Data extract.
################

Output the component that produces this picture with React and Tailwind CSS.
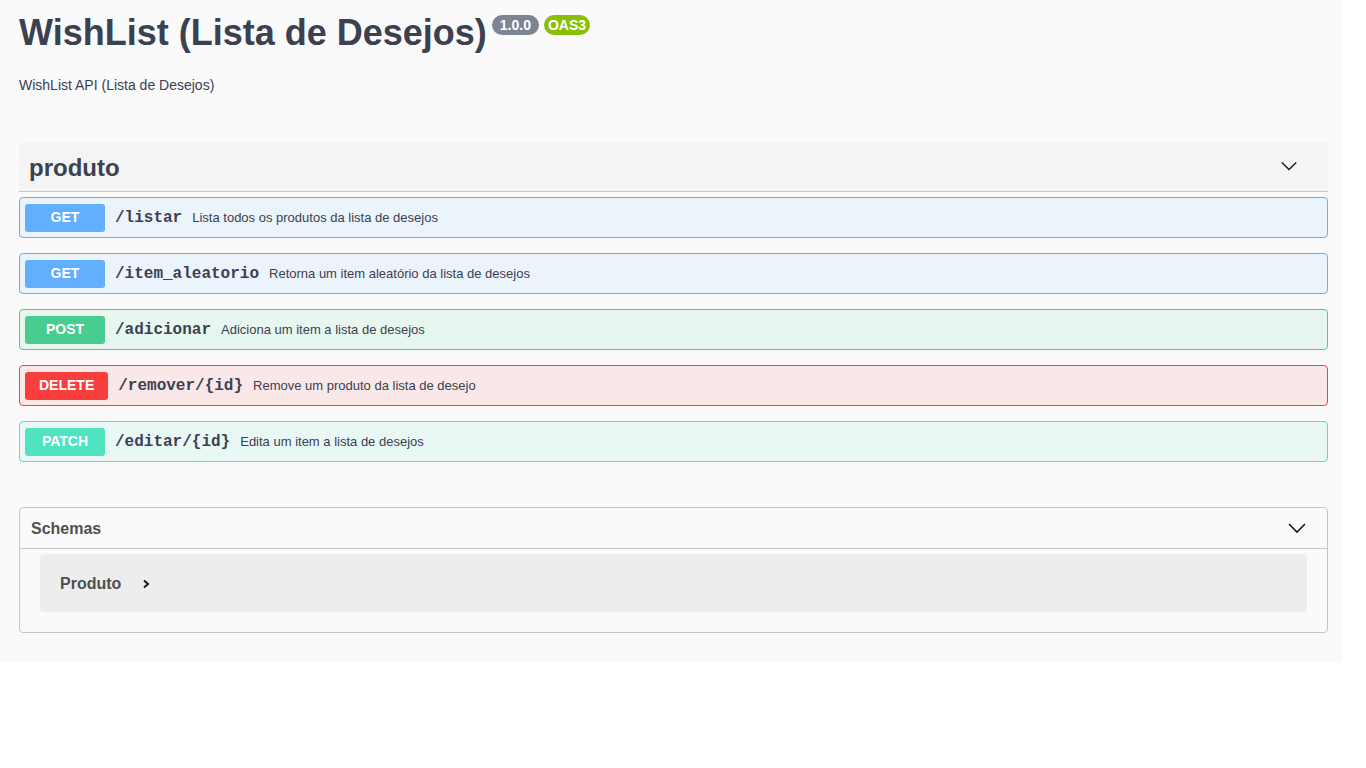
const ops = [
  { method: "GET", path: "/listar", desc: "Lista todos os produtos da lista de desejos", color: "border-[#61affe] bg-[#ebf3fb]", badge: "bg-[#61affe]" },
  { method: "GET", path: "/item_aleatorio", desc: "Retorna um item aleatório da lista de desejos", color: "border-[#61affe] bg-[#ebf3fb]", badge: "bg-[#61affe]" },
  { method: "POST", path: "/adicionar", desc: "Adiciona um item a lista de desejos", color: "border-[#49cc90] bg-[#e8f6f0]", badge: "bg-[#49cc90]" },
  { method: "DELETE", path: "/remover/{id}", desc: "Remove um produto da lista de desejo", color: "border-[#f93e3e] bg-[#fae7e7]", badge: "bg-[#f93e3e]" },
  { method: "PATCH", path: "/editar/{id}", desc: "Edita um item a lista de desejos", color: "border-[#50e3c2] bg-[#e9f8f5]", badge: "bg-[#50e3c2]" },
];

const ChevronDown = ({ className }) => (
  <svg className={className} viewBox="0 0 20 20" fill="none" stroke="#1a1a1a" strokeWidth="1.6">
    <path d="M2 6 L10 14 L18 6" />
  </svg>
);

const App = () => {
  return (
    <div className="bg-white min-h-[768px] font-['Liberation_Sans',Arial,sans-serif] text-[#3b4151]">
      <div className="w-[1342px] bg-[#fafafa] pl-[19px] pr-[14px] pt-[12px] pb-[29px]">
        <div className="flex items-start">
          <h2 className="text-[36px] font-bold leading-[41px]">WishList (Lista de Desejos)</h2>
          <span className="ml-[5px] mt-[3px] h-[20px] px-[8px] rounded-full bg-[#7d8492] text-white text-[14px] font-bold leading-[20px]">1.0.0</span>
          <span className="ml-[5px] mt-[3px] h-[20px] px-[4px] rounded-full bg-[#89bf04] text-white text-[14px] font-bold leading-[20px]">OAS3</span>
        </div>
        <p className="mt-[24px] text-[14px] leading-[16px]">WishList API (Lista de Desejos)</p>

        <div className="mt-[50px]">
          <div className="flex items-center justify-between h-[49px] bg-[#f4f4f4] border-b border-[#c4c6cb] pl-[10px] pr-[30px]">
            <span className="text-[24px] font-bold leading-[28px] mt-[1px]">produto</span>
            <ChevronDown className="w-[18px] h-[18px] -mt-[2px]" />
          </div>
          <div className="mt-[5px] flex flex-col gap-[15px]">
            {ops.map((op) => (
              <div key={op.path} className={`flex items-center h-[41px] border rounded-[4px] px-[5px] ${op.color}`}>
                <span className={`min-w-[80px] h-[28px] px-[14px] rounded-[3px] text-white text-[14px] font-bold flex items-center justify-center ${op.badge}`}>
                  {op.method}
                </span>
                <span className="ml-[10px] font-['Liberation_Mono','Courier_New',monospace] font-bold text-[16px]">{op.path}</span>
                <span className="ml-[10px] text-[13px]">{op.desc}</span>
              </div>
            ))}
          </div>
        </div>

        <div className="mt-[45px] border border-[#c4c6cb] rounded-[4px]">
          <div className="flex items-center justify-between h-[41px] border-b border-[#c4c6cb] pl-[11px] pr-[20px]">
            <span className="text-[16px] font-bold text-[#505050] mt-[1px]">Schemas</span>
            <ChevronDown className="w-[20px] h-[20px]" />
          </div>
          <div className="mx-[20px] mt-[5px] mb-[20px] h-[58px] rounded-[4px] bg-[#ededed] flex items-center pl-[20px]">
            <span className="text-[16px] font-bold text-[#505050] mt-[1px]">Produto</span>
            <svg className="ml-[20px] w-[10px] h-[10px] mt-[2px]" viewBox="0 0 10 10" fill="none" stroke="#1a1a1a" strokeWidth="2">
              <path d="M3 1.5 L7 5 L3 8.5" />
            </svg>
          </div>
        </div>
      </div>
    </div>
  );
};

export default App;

################

Directions.
In the copy, include no pictures; restate the listing above exactly.

Solution to this task.
Output the component that produces this picture with React and Tailwind CSS.
const ops = [
  { method: "GET", path: "/listar", desc: "Lista todos os produtos da lista de desejos", color: "border-[#61affe] bg-[#ebf3fb]", badge: "bg-[#61affe]" },
  { method: "GET", path: "/item_aleatorio", desc: "Retorna um item aleatório da lista de desejos", color: "border-[#61affe] bg-[#ebf3fb]", badge: "bg-[#61affe]" },
  { method: "POST", path: "/adicionar", desc: "Adiciona um item a lista de desejos", color: "border-[#49cc90] bg-[#e8f6f0]", badge: "bg-[#49cc90]" },
  { method: "DELETE", path: "/remover/{id}", desc: "Remove um produto da lista de desejo", color: "border-[#f93e3e] bg-[#fae7e7]", badge: "bg-[#f93e3e]" },
  { method: "PATCH", path: "/editar/{id}", desc: "Edita um item a lista de desejos", color: "border-[#50e3c2] bg-[#e9f8f5]", badge: "bg-[#50e3c2]" },
];

const ChevronDown = ({ className }) => (
  <svg className={className} viewBox="0 0 20 20" fill="none" stroke="#1a1a1a" strokeWidth="1.6">
    <path d="M2 6 L10 14 L18 6" />
  </svg>
);

const App = () => {
  return (
    <div className="bg-white min-h-[768px] font-['Liberation_Sans',Arial,sans-serif] text-[#3b4151]">
      <div className="w-[1342px] bg-[#fafafa] pl-[19px] pr-[14px] pt-[12px] pb-[29px]">
        <div className="flex items-start">
          <h2 className="text-[36px] font-bold leading-[41px]">WishList (Lista de Desejos)</h2>
          <span className="ml-[5px] mt-[3px] h-[20px] px-[8px] rounded-full bg-[#7d8492] text-white text-[14px] font-bold leading-[20px]">1.0.0</span>
          <span className="ml-[5px] mt-[3px] h-[20px] px-[4px] rounded-full bg-[#89bf04] text-white text-[14px] font-bold leading-[20px]">OAS3</span>
        </div>
        <p className="mt-[24px] text-[14px] leading-[16px]">WishList API (Lista de Desejos)</p>

        <div className="mt-[50px]">
          <div className="flex items-center justify-between h-[49px] bg-[#f4f4f4] border-b border-[#c4c6cb] pl-[10px] pr-[30px]">
            <span className="text-[24px] font-bold leading-[28px] mt-[1px]">produto</span>
            <ChevronDown className="w-[18px] h-[18px] -mt-[2px]" />
          </div>
          <div className="mt-[5px] flex flex-col gap-[15px]">
            {ops.map((op) => (
              <div key={op.path} className={`flex items-center h-[41px] border rounded-[4px] px-[5px] ${op.color}`}>
                <span className={`min-w-[80px] h-[28px] px-[14px] rounded-[3px] text-white text-[14px] font-bold flex items-center justify-center ${op.badge}`}>
                  {op.method}
                </span>
                <span className="ml-[10px] font-['Liberation_Mono','Courier_New',monospace] font-bold text-[16px]">{op.path}</span>
                <span className="ml-[10px] text-[13px]">{op.desc}</span>
              </div>
            ))}
          </div>
        </div>

        <div className="mt-[45px] border border-[#c4c6cb] rounded-[4px]">
          <div className="flex items-center justify-between h-[41px] border-b border-[#c4c6cb] pl-[11px] pr-[20px]">
            <span className="text-[16px] font-bold text-[#505050] mt-[1px]">Schemas</span>
            <ChevronDown className="w-[20px] h-[20px]" />
          </div>
          <div className="mx-[20px] mt-[5px] mb-[20px] h-[58px] rounded-[4px] bg-[#ededed] flex items-center pl-[20px]">
            <span className="text-[16px] font-bold text-[#505050] mt-[1px]">Produto</span>
            <svg className="ml-[20px] w-[10px] h-[10px] mt-[2px]" viewBox="0 0 10 10" fill="none" stroke="#1a1a1a" strokeWidth="2">
              <path d="M3 1.5 L7 5 L3 8.5" />
            </svg>
          </div>
        </div>
      </div>
    </div>
  );
};

export default App;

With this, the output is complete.